Here’s another miscarriage of baseball justice, a more recent example of an imperfect perfect game:
On June 2, 2010, my wife Brett, son Peter, and I were engaged in our normal nocturnal activity, watching the Red Sox on TV, when the announcers told us that a Detroit pitcher, Armando Galarraga, was “flirting” with a perfect game, so we switched to the Tigers-Indians game.
There is a palpable tension that attaches to a no-hit effort: the crowd reacts to every pitch, everyone takes care not to utter the term “no-hitter”; the pitcher’s teammates avoid him in the dugout lest they somehow jinx him.
With two outs in the 9th, Indian Jason Donald hit a slow grounder to first, Cabrera fielded it cleanly, flipped to Galarraga.
OUT! By a mile!
Momentary jubilation, followed immediately by shock and despair — first-base umpire Jim Joyce called Donald safe, and despite vigorous protestations, was adamant in his decision.
Galarraga got the next hitter to ground out, and he had the only “28-out perfect game” in history.
The aftermath was dramatic.

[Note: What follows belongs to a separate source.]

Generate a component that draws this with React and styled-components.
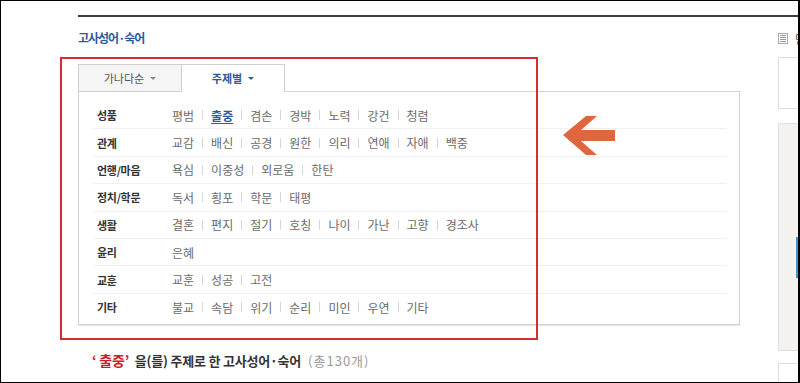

As soon as Joyce saw a replay, he realized his egregious mistake and was desolate. At home plate at the game the next day, a weeping Joyce and a forgiving Galarraga embraced.
Today, of course, on-field video replay (introduced in 2014) would have quickly reversed the call.
In nearly a century and a half of Major League Baseball, over 210,000 games, only 23 pitchers (21 since 1893 when the mound was moved back to 60 feet 6 inches where it remains) have thrown perfect games — Galarraga, alas, not one of them.
Nor is Harvey Haddix in this hallowed group of mound perfectionists:
On May 26, 1959, the diminutive lefty (5-foot-9, 170 pounds), pitching for the Pirates, retired 36 Braves in a row, 12 perfect innings, and got nothing to show for it. At the end of nine innings, the score stood 0-0, as Braves pitcher Lew Burdette was also sharp that day.
In the 13th inning, an error, an intentional walk to Henry Aaron, and a double scoring both runners cost Haddix the perfect game, the no-hitter, the shut-out, and the win.
Our own Pedro Martinez pitched nine perfect innings for the Montreal Expos early in his career (1995) against the Padres in San Diego. He gave up a hit in the tenth, but won the game 1-0.
Like Haddix, he didn’t complete the game perfectly — his teammates couldn’t scratch out a run for him in nine innings.
The best game I ever saw (on TV) anyone pitch was not a perfect game, but very close. It was Pedro’s gem against the Yankees on Sept. 10, 1999. He faced just 28 batters, striking out 17 and walking none, before 55,000 dazzled fans in Yankee Stadium, the Yanks only hit a second inning homer by Chili Davis.
Who knows how many perfect games there would be if Major League Baseball had not been segregated for nearly half its history (1887-1947) and great black players pitched, and hit, alongside their white MLB counterparts?
On July 4, Independence Day, 1934, the incomparable Satchel Paige threw a nearly perfect game for the Pittsburgh Crawfords against the Homestead Grays. Satch struck out 17 batters: only a walk and an error marred his performance in this big game between two of the foremost Negro league teams.
A pitcher in college, at Middlebury College, I pitched a perfect game. Well, technically not perfect: I came within five hits, two walks, and two errors of perfection in a nine-inning 5-1 Panther win over RPI in May 1966.
It sure felt perfect to me at the time.